June 25, 2013, marked the one year anniversary of the Supreme Court's decision in Miller v. Alabama. In their decision, Justices of the Court ruled that mandatory sentences of life without the possibility of parole may not be imposed on children. Following the anniversary, Ranking Member of the U.S. House Judiciary Committee Congressman John Conyers, Jr. (D-Mich.) and Ranking Member of the Subcommittee on Crime, Terrorism, Homeland Security, and Investigations Robert C. "Bobby" Scott (D-Va.) issued the following statement:
"One year ago, in the case of Miller v. Alabama, the U.S. Supreme Court issued an historic ruling that mandatory life sentences for children without any possibility of parole are unconstitutional. In marking this anniversary, we applaud the Justices of Supreme Court for their compassion and commitment to the 8th Amendment's prohibition against cruel and unusual punishment. "Our children are precious, and for too long our Nation's juvenile justice laws have punished children in some of the harshest terms imaginable. In fact, the United States stands alone in the world as the only country on earth that imposes sentences of life without parole for crimes committed by children. Though children must be held accountable if they commit serious crimes, our laws should not be so heartless that they would throw a child away for life.

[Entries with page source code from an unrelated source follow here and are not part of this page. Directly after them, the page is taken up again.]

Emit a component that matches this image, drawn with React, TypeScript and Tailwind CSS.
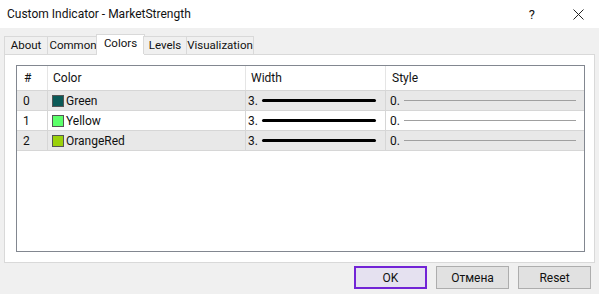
import React from 'react';

type LineRow = {
  index: number;
  name: string;
  swatch: string;
  width: string;
  style: string;
};

const rows: LineRow[] = [
  { index: 0, name: 'Green', swatch: 'bg-[#0b5a57]', width: '3.', style: '0.' },
  { index: 1, name: 'Yellow', swatch: 'bg-[#5cff6a]', width: '3.', style: '0.' },
  { index: 2, name: 'OrangeRed', swatch: 'bg-[#9ad10a]', width: '3.', style: '0.' }
];

const tabs = [
  { label: 'About', w: 'w-[43px]' },
  { label: 'Common', w: 'w-[51px]' },
  { label: 'Colors', w: 'w-[49px]' },
  { label: 'Levels', w: 'w-[43px]' },
  { label: 'Visualization', w: 'w-[68px]' }
];

const App = () => {
  return (
    <div className="flex h-[294px] w-[599px] flex-col overflow-hidden bg-[#f0f0f0] font-['Roboto','Liberation_Sans',sans-serif] text-[12px] text-[#111]">
      {/* title bar */}
      <header className="flex h-[28px] items-center bg-white pl-[7px]">
        <span className="flex-1 text-[12px] leading-none">Custom Indicator - MarketStrength</span>
        <span className="mr-[38px] text-[13px] leading-none">?</span>
        <svg width="11" height="11" viewBox="0 0 11 11" className="mr-[15px]">
          <path d="M0.5 0.5 L10.5 10.5 M10.5 0.5 L0.5 10.5" stroke="#222" strokeWidth="1" />
        </svg>
      </header>

      <div className="flex flex-col px-[4px] pt-[8px]">
        {/* tabs */}
        <div className="relative z-10 flex h-[18px] items-end text-[11.5px]">
          {tabs.map((tab, i) => {
            const active = tab.label === 'Colors';
            return (
              <div
                key={tab.label}
                className={`${tab.w} flex shrink-0 items-center justify-center border-t border-l border-[#d9d9d9] leading-none ${
                  i === tabs.length - 1 ? 'border-r' : ''
                } ${
                  active
                    ? '-mx-[2px] mb-[-1px] h-[21px] border-r bg-white pb-[3px]'
                    : 'h-[18px] bg-[#f0f0f0]'
                }`}
              >
                {tab.label}
              </div>
            );
          })}
        </div>

        {/* panel */}
        <div className="flex h-[209px] w-[591px] flex-col border border-[#d9d9d9] bg-white pl-[11px] pt-[10px]">
          <div className="flex h-[187px] w-[569px] flex-col border border-[#828790]">
            {/* header */}
            <div className="flex h-[25px] border-b border-[#d6d6d6]">
              <div className="flex w-[31px] items-center border-r border-[#e5e5e5] pl-[7px]">#</div>
              <div className="flex w-[198px] items-center border-r border-[#e5e5e5] pl-[5px]">Color</div>
              <div className="flex w-[140px] items-center border-r border-[#e5e5e5] pl-[5px]">Width</div>
              <div className="flex flex-1 items-center pl-[6px]">Style</div>
            </div>
            {rows.map((row) => (
              <div
                key={row.index}
                className={`flex h-[20px] border-b border-[#d6d6d6] ${row.index % 2 === 0 ? 'bg-[#e8e8e8]' : 'bg-white'}`}
              >
                <div className="flex w-[31px] items-center border-r border-[#d6d6d6] pl-[6px]">{row.index}</div>
                <div className="flex w-[198px] items-center gap-[2px] border-r border-[#d6d6d6] pl-[4px]">
                  <span className={`h-[12px] w-[12px] border border-[#555] ${row.swatch}`} />
                  <span>{row.name}</span>
                </div>
                <div className="flex w-[140px] items-center border-r border-[#d6d6d6] pl-[2px]">
                  <span className="w-[14px]">{row.width}</span>
                  <span className="h-[3px] w-[114px] rounded-full bg-black" />
                </div>
                <div className="flex flex-1 items-center pl-[4px]">
                  <span className="w-[14px]">{row.style}</span>
                  <span className="h-px w-[172px] bg-[#a0a0a0]" />
                </div>
              </div>
            ))}
          </div>
        </div>

        {/* buttons */}
        <div className="flex justify-end gap-[9px] pr-[4px] pt-[3px]">
          <button
            type="button"
            className="h-[23px] w-[73px] border-2 border-[#7224d6] bg-[#e5e1f0] leading-none"
          >
            OK
          </button>
          <button type="button" className="h-[23px] w-[73px] border border-[#adadad] bg-[#e1e1e1] leading-none">
            Отмена
          </button>
          <button type="button" className="h-[23px] w-[73px] border border-[#adadad] bg-[#e1e1e1] leading-none">
            Reset
          </button>
        </div>
      </div>
    </div>
  );
};

export default App;
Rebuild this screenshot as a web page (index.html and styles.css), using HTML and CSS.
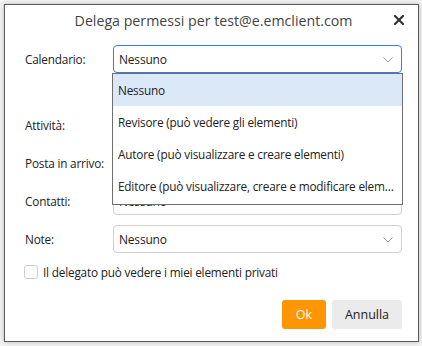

"For the past 100 years, Courts have held that, as juveniles are still in cognitive and emotional development, they should not be treated as adults in the criminal justice system. Previously, it was ruled that capital punishment imposed on juveniles was unconstitutional. In later cases, the Court ruled that it was unconstitutional to impose sentences of life without parole in non-homicide cases. Now, as a result of the Court's decision one year ago, juveniles cannot be subject to mandatory life sentences without parole even in homicide cases.
"The sentencing court should have an opportunity to review the individual circumstances of each case before imposing the draconian punishment of life without parole, and, for children, such a sentence cannot be mandatory without such individualized consideration.
"We hope that in the aftermath of this historic decision, our juvenile justice policies turn towards prevention and rehabilitation, such as the enactment of the Youth Promise Act. Saving children before they head down the wrong path is not just good policy, but the decent approach that a compassionate society should take."